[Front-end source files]
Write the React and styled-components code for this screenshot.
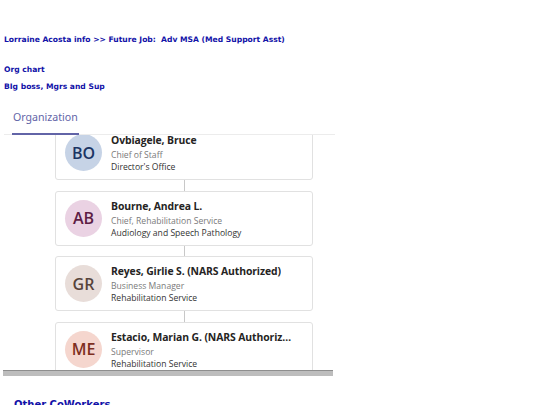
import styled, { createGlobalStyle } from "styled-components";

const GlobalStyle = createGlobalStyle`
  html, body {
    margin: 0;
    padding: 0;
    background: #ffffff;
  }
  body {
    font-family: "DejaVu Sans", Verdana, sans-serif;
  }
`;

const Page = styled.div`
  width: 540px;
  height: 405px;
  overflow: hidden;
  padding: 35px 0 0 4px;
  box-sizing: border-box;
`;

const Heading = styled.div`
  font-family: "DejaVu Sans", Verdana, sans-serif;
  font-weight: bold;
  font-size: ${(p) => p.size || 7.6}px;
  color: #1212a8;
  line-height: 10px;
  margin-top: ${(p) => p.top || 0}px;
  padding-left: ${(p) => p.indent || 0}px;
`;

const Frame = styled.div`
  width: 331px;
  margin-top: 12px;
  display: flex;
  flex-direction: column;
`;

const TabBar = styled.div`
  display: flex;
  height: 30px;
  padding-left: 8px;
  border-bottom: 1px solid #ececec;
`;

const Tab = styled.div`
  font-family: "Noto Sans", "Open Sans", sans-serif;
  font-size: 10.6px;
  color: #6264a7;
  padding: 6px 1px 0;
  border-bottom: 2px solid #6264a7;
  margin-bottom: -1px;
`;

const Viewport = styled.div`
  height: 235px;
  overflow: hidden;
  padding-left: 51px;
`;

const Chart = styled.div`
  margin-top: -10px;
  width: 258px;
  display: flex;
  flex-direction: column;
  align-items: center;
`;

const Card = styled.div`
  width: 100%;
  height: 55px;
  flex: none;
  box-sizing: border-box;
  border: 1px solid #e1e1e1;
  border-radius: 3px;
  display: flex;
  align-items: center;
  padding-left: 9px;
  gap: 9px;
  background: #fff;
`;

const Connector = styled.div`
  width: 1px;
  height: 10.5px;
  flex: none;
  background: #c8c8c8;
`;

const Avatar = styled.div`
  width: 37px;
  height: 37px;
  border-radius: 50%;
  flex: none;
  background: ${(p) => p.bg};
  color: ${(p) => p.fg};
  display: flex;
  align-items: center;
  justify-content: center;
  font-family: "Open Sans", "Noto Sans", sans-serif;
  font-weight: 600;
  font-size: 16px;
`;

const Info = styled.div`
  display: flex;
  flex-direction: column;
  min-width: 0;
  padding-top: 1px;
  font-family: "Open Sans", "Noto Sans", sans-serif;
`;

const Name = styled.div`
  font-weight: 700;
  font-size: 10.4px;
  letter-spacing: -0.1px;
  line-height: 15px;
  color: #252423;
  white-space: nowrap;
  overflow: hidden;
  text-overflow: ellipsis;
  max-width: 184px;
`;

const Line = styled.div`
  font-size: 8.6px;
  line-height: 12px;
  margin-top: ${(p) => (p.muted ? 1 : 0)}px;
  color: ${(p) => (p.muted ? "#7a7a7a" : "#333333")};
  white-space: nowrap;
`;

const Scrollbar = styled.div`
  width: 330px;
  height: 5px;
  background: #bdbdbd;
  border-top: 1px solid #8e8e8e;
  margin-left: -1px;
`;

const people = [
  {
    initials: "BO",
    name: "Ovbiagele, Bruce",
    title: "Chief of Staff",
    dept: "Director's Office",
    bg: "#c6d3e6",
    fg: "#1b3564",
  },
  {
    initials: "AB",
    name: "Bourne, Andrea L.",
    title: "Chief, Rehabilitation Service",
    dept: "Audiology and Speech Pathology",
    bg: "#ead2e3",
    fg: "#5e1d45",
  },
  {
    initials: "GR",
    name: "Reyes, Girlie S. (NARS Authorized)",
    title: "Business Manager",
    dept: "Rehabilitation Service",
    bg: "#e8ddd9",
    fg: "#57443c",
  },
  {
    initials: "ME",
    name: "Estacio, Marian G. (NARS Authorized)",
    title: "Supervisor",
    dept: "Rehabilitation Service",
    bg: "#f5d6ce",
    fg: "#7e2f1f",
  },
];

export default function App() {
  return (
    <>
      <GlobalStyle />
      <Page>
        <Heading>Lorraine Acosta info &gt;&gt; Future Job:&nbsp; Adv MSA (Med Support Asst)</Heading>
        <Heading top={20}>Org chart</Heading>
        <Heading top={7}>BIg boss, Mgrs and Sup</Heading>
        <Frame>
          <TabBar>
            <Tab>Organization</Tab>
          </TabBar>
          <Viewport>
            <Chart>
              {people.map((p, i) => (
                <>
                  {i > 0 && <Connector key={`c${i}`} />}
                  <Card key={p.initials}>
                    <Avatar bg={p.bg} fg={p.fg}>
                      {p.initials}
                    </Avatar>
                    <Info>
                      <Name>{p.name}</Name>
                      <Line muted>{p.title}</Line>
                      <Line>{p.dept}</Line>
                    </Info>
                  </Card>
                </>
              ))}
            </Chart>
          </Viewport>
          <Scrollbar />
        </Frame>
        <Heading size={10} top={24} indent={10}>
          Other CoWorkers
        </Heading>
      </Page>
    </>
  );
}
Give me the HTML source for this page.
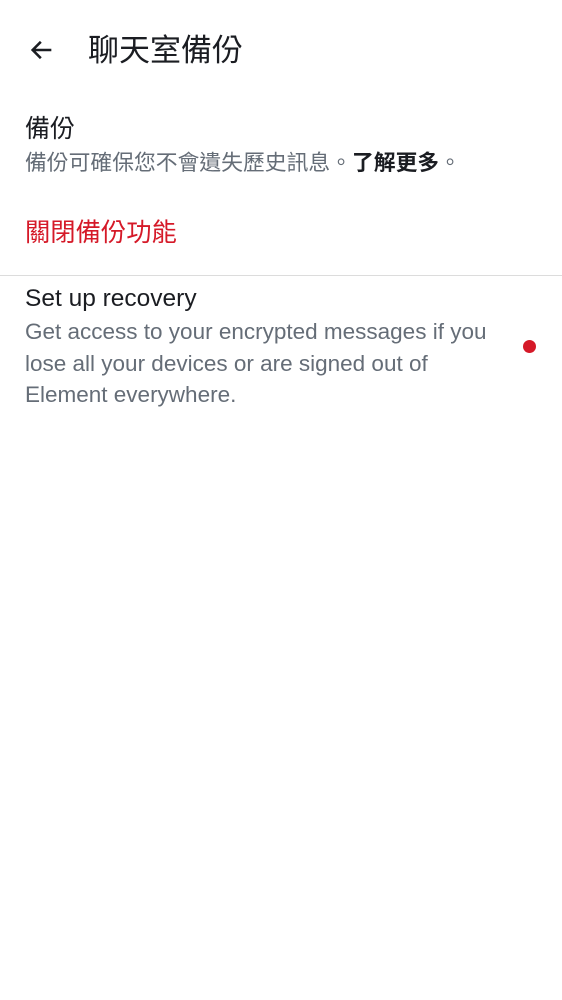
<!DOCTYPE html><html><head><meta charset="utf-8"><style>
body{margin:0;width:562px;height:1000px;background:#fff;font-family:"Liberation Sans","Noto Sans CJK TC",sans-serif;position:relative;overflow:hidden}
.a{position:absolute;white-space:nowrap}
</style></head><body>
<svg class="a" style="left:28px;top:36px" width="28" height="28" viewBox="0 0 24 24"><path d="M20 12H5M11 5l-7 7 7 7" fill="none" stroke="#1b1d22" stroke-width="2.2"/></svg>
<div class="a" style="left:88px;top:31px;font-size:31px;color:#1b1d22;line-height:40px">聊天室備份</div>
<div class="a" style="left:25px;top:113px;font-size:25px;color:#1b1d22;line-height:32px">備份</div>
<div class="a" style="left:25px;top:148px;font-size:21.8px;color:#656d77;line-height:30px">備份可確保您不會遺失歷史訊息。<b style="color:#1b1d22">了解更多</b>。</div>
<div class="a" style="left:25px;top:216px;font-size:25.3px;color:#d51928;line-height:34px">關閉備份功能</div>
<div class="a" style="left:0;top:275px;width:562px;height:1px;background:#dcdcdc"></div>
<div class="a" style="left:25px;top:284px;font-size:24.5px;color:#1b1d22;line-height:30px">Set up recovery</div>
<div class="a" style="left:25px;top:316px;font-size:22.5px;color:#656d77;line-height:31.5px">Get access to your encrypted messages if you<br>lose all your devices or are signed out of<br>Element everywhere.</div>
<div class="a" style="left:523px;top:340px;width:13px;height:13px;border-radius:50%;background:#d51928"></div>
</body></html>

### SET PROBLEM
Quote all the records verbatim, dropping any pictures from your copy.

### CORRECT OUTPUT
Write the React and styled-components code for this screenshot.
import styled, { createGlobalStyle } from "styled-components";

const GlobalStyle = createGlobalStyle`
  html, body {
    margin: 0;
    padding: 0;
    background: #ffffff;
  }
  body {
    font-family: "DejaVu Sans", Verdana, sans-serif;
  }
`;

const Page = styled.div`
  width: 540px;
  height: 405px;
  overflow: hidden;
  padding: 35px 0 0 4px;
  box-sizing: border-box;
`;

const Heading = styled.div`
  font-family: "DejaVu Sans", Verdana, sans-serif;
  font-weight: bold;
  font-size: ${(p) => p.size || 7.6}px;
  color: #1212a8;
  line-height: 10px;
  margin-top: ${(p) => p.top || 0}px;
  padding-left: ${(p) => p.indent || 0}px;
`;

const Frame = styled.div`
  width: 331px;
  margin-top: 12px;
  display: flex;
  flex-direction: column;
`;

const TabBar = styled.div`
  display: flex;
  height: 30px;
  padding-left: 8px;
  border-bottom: 1px solid #ececec;
`;

const Tab = styled.div`
  font-family: "Noto Sans", "Open Sans", sans-serif;
  font-size: 10.6px;
  color: #6264a7;
  padding: 6px 1px 0;
  border-bottom: 2px solid #6264a7;
  margin-bottom: -1px;
`;

const Viewport = styled.div`
  height: 235px;
  overflow: hidden;
  padding-left: 51px;
`;

const Chart = styled.div`
  margin-top: -10px;
  width: 258px;
  display: flex;
  flex-direction: column;
  align-items: center;
`;

const Card = styled.div`
  width: 100%;
  height: 55px;
  flex: none;
  box-sizing: border-box;
  border: 1px solid #e1e1e1;
  border-radius: 3px;
  display: flex;
  align-items: center;
  padding-left: 9px;
  gap: 9px;
  background: #fff;
`;

const Connector = styled.div`
  width: 1px;
  height: 10.5px;
  flex: none;
  background: #c8c8c8;
`;

const Avatar = styled.div`
  width: 37px;
  height: 37px;
  border-radius: 50%;
  flex: none;
  background: ${(p) => p.bg};
  color: ${(p) => p.fg};
  display: flex;
  align-items: center;
  justify-content: center;
  font-family: "Open Sans", "Noto Sans", sans-serif;
  font-weight: 600;
  font-size: 16px;
`;

const Info = styled.div`
  display: flex;
  flex-direction: column;
  min-width: 0;
  padding-top: 1px;
  font-family: "Open Sans", "Noto Sans", sans-serif;
`;

const Name = styled.div`
  font-weight: 700;
  font-size: 10.4px;
  letter-spacing: -0.1px;
  line-height: 15px;
  color: #252423;
  white-space: nowrap;
  overflow: hidden;
  text-overflow: ellipsis;
  max-width: 184px;
`;

const Line = styled.div`
  font-size: 8.6px;
  line-height: 12px;
  margin-top: ${(p) => (p.muted ? 1 : 0)}px;
  color: ${(p) => (p.muted ? "#7a7a7a" : "#333333")};
  white-space: nowrap;
`;

const Scrollbar = styled.div`
  width: 330px;
  height: 5px;
  background: #bdbdbd;
  border-top: 1px solid #8e8e8e;
  margin-left: -1px;
`;

const people = [
  {
    initials: "BO",
    name: "Ovbiagele, Bruce",
    title: "Chief of Staff",
    dept: "Director's Office",
    bg: "#c6d3e6",
    fg: "#1b3564",
  },
  {
    initials: "AB",
    name: "Bourne, Andrea L.",
    title: "Chief, Rehabilitation Service",
    dept: "Audiology and Speech Pathology",
    bg: "#ead2e3",
    fg: "#5e1d45",
  },
  {
    initials: "GR",
    name: "Reyes, Girlie S. (NARS Authorized)",
    title: "Business Manager",
    dept: "Rehabilitation Service",
    bg: "#e8ddd9",
    fg: "#57443c",
  },
  {
    initials: "ME",
    name: "Estacio, Marian G. (NARS Authorized)",
    title: "Supervisor",
    dept: "Rehabilitation Service",
    bg: "#f5d6ce",
    fg: "#7e2f1f",
  },
];

export default function App() {
  return (
    <>
      <GlobalStyle />
      <Page>
        <Heading>Lorraine Acosta info &gt;&gt; Future Job:&nbsp; Adv MSA (Med Support Asst)</Heading>
        <Heading top={20}>Org chart</Heading>
        <Heading top={7}>BIg boss, Mgrs and Sup</Heading>
        <Frame>
          <TabBar>
            <Tab>Organization</Tab>
          </TabBar>
          <Viewport>
            <Chart>
              {people.map((p, i) => (
                <>
                  {i > 0 && <Connector key={`c${i}`} />}
                  <Card key={p.initials}>
                    <Avatar bg={p.bg} fg={p.fg}>
                      {p.initials}
                    </Avatar>
                    <Info>
                      <Name>{p.name}</Name>
                      <Line muted>{p.title}</Line>
                      <Line>{p.dept}</Line>
                    </Info>
                  </Card>
                </>
              ))}
            </Chart>
          </Viewport>
          <Scrollbar />
        </Frame>
        <Heading size={10} top={24} indent={10}>
          Other CoWorkers
        </Heading>
      </Page>
    </>
  );
}
Give me the HTML source for this page.
<!DOCTYPE html><html><head><meta charset="utf-8"><style>
body{margin:0;width:562px;height:1000px;background:#fff;font-family:"Liberation Sans","Noto Sans CJK TC",sans-serif;position:relative;overflow:hidden}
.a{position:absolute;white-space:nowrap}
</style></head><body>
<svg class="a" style="left:28px;top:36px" width="28" height="28" viewBox="0 0 24 24"><path d="M20 12H5M11 5l-7 7 7 7" fill="none" stroke="#1b1d22" stroke-width="2.2"/></svg>
<div class="a" style="left:88px;top:31px;font-size:31px;color:#1b1d22;line-height:40px">聊天室備份</div>
<div class="a" style="left:25px;top:113px;font-size:25px;color:#1b1d22;line-height:32px">備份</div>
<div class="a" style="left:25px;top:148px;font-size:21.8px;color:#656d77;line-height:30px">備份可確保您不會遺失歷史訊息。<b style="color:#1b1d22">了解更多</b>。</div>
<div class="a" style="left:25px;top:216px;font-size:25.3px;color:#d51928;line-height:34px">關閉備份功能</div>
<div class="a" style="left:0;top:275px;width:562px;height:1px;background:#dcdcdc"></div>
<div class="a" style="left:25px;top:284px;font-size:24.5px;color:#1b1d22;line-height:30px">Set up recovery</div>
<div class="a" style="left:25px;top:316px;font-size:22.5px;color:#656d77;line-height:31.5px">Get access to your encrypted messages if you<br>lose all your devices or are signed out of<br>Element everywhere.</div>
<div class="a" style="left:523px;top:340px;width:13px;height:13px;border-radius:50%;background:#d51928"></div>
</body></html>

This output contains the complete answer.